Becks est-il prêt pour les Etats-Unis ? Fort probablement car à 31 ans, il n’est plus vraiment au sommet de son art. Il a été bouté de l’équipe nationale d’Angleterre après la Coupe du Monde 2006 et au Real, il n’est qu’une star parmi d’autres. Commercialement, son transfert constitue une affaire en or. (La majeure partie des 250 millions de dollars viendrait de contrats de sponsoring, de la vente de maillots et de pourcentages sur les bénéfices du club plutôt que du Galaxy. Tom Payne, le directeur financier du club, a refusé d’entrer dans les détails du contrat). Beckham va donc pouvoir pratiquer le jeu qu’il aime sans subir la double pression du fanatisme et des compétitions internationales.

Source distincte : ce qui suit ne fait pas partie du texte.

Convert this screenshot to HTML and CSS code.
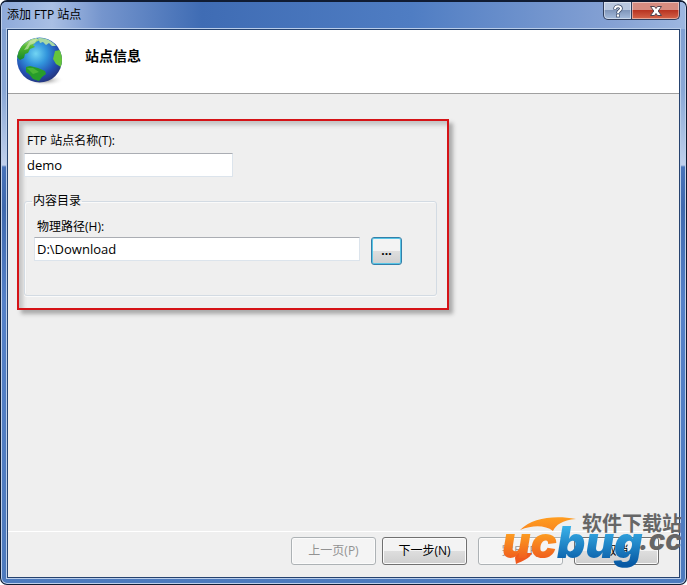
FILE: index.html
```html
<!DOCTYPE html>
<html lang="zh-CN">
<head>
<meta charset="utf-8">
<title>添加 FTP 站点</title>
<link rel="stylesheet" href="styles.css">
</head>
<body>
<div class="window">
  <header class="titlebar">
    <span class="title">添加 FTP 站点</span>
    <div class="controls">
      <button class="help" type="button" aria-label="帮助"><svg width="10" height="14" viewBox="0 0 10 14"><path d="M2 5.500C2 1.500 8 1.500 8 4.500C8 6.500 5 6.500 5 9" fill="none" stroke="#3d4c68" stroke-width="3.600"/><path d="M2 5C2 1.500 8 1.500 8 4.500C8 6.500 5 6.500 5 9" fill="none" stroke="#fff" stroke-width="2"/><rect x="3.500" y="10" width="3" height="3" fill="#fff" stroke="#3d4c68" stroke-width=".7"/></svg></button>
      <button class="close" type="button" aria-label="关闭"><svg width="12" height="10" viewBox="0 0 12 10"><path d="M.5.5H4.500L6 2.500 7.500.5H11.500L8.200 5 11.500 9.500H7.500L6 7.500 4.500 9.500H.5L3.800 5Z" fill="#fff" stroke="#51434e"/></svg></button>
    </div>
  </header>
  <main class="client">
    <section class="banner">
      <svg class="globe" width="50" height="50" viewBox="0 0 50 50" aria-hidden="true">
        <defs>
          <radialGradient id="sea" cx=".42" cy=".36" r=".65"><stop offset="0" stop-color="#72d5f3"/><stop offset=".38" stop-color="#3295dc"/><stop offset=".75" stop-color="#234fb2"/><stop offset="1" stop-color="#243680"/></radialGradient>
          <linearGradient id="land" x2="0" y2="1"><stop stop-color="#c2e4a0"/><stop offset=".4" stop-color="#51b72f"/><stop offset="1" stop-color="#16882a"/></linearGradient>
          <radialGradient id="floor"><stop stop-color="#777"/><stop offset="1" stop-color="#fff" stop-opacity="0"/></radialGradient>
          <clipPath id="ball"><circle cx="23.500" cy="24" r="22.500"/></clipPath>
        </defs>
        <ellipse cx="29" cy="44" rx="19" ry="6" fill="url(#floor)"/>
        <circle cx="23.500" cy="24" r="22.500" fill="url(#sea)"/>
        <g clip-path="url(#ball)">
          <path d="M2 15Q8 4 20 2L24 4 20 6 17 9 19 11 14 13 12 17 9 18 8 22 4 24 1 21Z" fill="url(#land)"/>
          <path d="M14 5L21 3 19 7 14 9 12 13 8 14Z" fill="#d7edc0" opacity=".6"/>
          <path d="M22 2Q33 1 40 10L36 10 33 7 30 9 27 6 24 7Z" fill="#a8d9a4"/>
          <path d="M39 15L44 14 48 22 45 31 40 28 37 23Z" fill="#65c53b"/>
          <path d="M10 31L14 30 22 32 29 35 30 38 26 41 23 45 17 43 13 38 10 36Z" fill="#279c2a"/>
          <path d="M11 32L17 32 23 36 17 38Z" fill="#64c640" opacity=".6"/>
        </g>
      </svg>
      <h1>站点信息</h1>
    </section>
    <form class="content">
      <div class="callout">
        <label for="site">FTP 站点名称(T):</label>
        <input id="site" class="site" type="text" value="demo">
        <fieldset>
          <legend>内容目录</legend>
          <label for="path">物理路径(H):</label>
          <div class="path-row">
            <input id="path" type="text" value="D:\Download">
            <button class="browse" type="button" aria-label="浏览">...</button>
          </div>
        </fieldset>
      </div>
    </form>
    <footer>
      <button type="button" disabled>上一页(P)</button>
      <button type="button">下一步(N)</button>
      <button class="finish" type="button" disabled>完成(F)</button>
      <button type="button">取消</button>
    </footer>
  </main>
  <div class="watermark" aria-hidden="true">
    <svg width="86" height="50" viewBox="0 0 86 50"><defs><linearGradient id="orange" x2="0" y2="1"><stop stop-color="#ff9d20"/><stop offset="1" stop-color="#f9861f"/></linearGradient></defs><path d="M18 14C30 2 52-1 74 3C60 4 54 9 51 15C43 9 31 9 18 14Z" fill="url(#orange)"/><path d="M14 37L30 37C28 42 21 45 14 48L13 42Z" fill="#ef591d"/></svg>
    <span class="brand"><span class="uc">uc</span><span class="bug">bug</span></span>
    <span class="domain">.cc</span>
    <span class="slogan">软件下载站</span>
  </div>
</div>
</body>
</html>
```

FILE: styles.css
```css
* { box-sizing: border-box; }
body {
  margin: 0;
  background: #fff;
  color: #000;
  font: 12px/16px "Open Sans", "Noto Sans CJK SC", sans-serif;
}
button, input { font: inherit; color: inherit; }
.window {
  position: relative;
  display: flex;
  flex-direction: column;
  min-height: 100vh;
  padding: 0 6px 6px;
  overflow: hidden;
  border: 1px solid #101c33;
  border-top-width: 2px;
  border-radius: 7px;
  background: linear-gradient(#7c9cd0, #8aa8d6 90px, #c0d0ec 163px, #4873b9 165px, #3f69ae 205px, #5581c8 300px, #4d7abd);
  box-shadow: inset 0 0 0 1px #bfd0ea;
}
.titlebar {
  display: flex;
  justify-content: space-between;
  height: 27px;
  margin: 0 -5px;
  padding: 0 5px;
  background: linear-gradient(90deg, #8eaada, #a9bfe4 50px, #7595cd 100px, #3f6cb4 200px, #4f7dc3 60%, #86a2d4 90%, #9db7e0);
}
.title { padding-top: 5px; }
.controls { display: flex; height: 18px; }
.controls button {
  display: grid;
  place-items: center;
  padding: 0;
  border: 1px solid #303e5c;
  border-top: 0;
  box-shadow: inset 0 0 0 1px #ffffff70;
}
.help { width: 29px; border-radius: 0 0 0 5px; background: linear-gradient(#b9c8df 48%, #8197bb 50%, #a6bddd); }
.controls .close { width: 48px; border-left: 0; border-radius: 0 0 5px 0; background: linear-gradient(#d68c80 45%, #b83321 48%, #d5654a); }
.client {
  display: flex;
  flex: 1;
  flex-direction: column;
  border: 1px solid #26436f;
  background: #efefef;
  box-shadow: 0 0 0 1px #b9cdea;
}
.banner {
  display: flex;
  height: 64px;
  padding: 6px 8px;
  border-bottom: 1px solid #a0a0a0;
  background: #fff;
}
h1 { margin: 12px 0 0 19px; font-size: 14px; line-height: 16px; }
.content { flex: 1; padding: 25px 9px; }
.callout {
  width: 432px;
  max-width: 100%;
  height: 191px;
  padding: 12px 10px 0 5px;
  border: 2px solid #d51317;
  box-shadow: 4px 4px 4px #aaa, inset 4px 4px 4px #c4c4c4;
}
label { display: block; margin-left: 3px; }
input {
  display: block;
  height: 24px;
  padding: 0 2px;
  border: 1px solid #dce4ec;
  border-top-color: #aaadb3;
  border-radius: 0;
  background: #fff;
  font-size: 13px;
}
.site { width: 209px; margin-top: 4px; }
fieldset {
  height: 103px;
  margin: 16px 0 0;
  padding: 10px 9px 0;
  border: 1px solid #d3dbe3;
  border-radius: 3px;
  box-shadow: inset 1px 1px #fafafa, 0 1px #fafafa;
}
legend { margin-left: -2px; padding: 0 1px; }
.path-row { display: flex; gap: 11px; margin-top: 2px; }
.path-row input { width: 326px; }
footer {
  display: flex;
  justify-content: flex-end;
  gap: 11px;
  height: 46px;
  padding: 5px 20px 0 0;
  border-top: 1px solid #fff;
}
footer button, .browse {
  padding: 0;
  border: 1px solid #707070;
  border-radius: 3px;
  background: linear-gradient(#f3f3f3 48%, #dedede 50%, #cfcfcf);
  box-shadow: inset 0 0 0 1px #fbfbfb;
}
footer button { width: 85px; height: 28px; }
footer button:first-child { margin-right: -5px; }
footer button:disabled { border-color: #adb2b5; background: #f4f4f4; color: #929292; }
.browse {
  width: 31px;
  height: 28px;
  border-color: #337fa9;
  box-shadow: inset 0 0 0 1px #58c5e6;
  font-weight: 700;
}
.watermark { position: absolute; right: 0; bottom: 13px; width: 184px; height: 56px; font-weight: 700; white-space: nowrap; }
.watermark svg, .watermark > span { position: absolute; }
.watermark svg { left: 0; top: 1px; }
.brand { left: 0; top: 1px; font: italic 900 44px/52px Inter, sans-serif; }
.brand span { padding-bottom: 4px; background-clip: text; -webkit-text-fill-color: transparent; }
.uc { background-image: linear-gradient(#ffae22 20%, #ee501c 85%); }
.bug { background-image: linear-gradient(#39b0e8 20%, #0759a4 85%); }
.domain { right: 4px; top: 7px; color: #666; font: italic 800 28px/36px Inter, sans-serif; }
.slogan { right: 4px; top: -1px; color: #666; font-size: 20px; line-height: 20px; }
```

Naturellement, reste à savoir si l’Amérique est prête pour Beckham. Gavin Smith, de NRG Marketing, une société qui travaille avec le Galaxy, pense que l’Anglais va accroître l’intérêt des Américains pour la Major Soccer League, essentiellement celui des jeunes et plus encore des jeunes filles, grâce à son look, et que, d’un point de vue commercial,  » il va attirer des marques plus jeunes, plus modernes, plus importantes  » vers le championnat. Cela reste à voir. Des superstars étrangères comme Pelé et Franz Beckenbauer ont déjà essayé, sans succès, de gagner l’Amérique au football et le pays de toutes les chances est en train d’acquérir la réputation d’un cimetière pour les ex-grands du football.

De fait, Beckham a déjà trébuché. En 2003, sa première incursion en Amérique a été accueillie avec indifférence. En compagnie de Posh Spice, il y remettait le prix de la meilleure percée transatlantique aux MTVMovie Awards. Cette année-là, j’ai aussi été témoin d’un événement similaire. Alors que le film Bend it like Beckham crevait l’écran à Manhattan, j’ai entendu une dame parler du film à sa fille adolescente, en sortant d’une salle :  » J’ai adoré « , dit-elle,  » mais qui est donc David Beckham ? »

Elle finira par le savoir… si la machine de marketing de Becks opère aux States la même magie qu’ailleurs.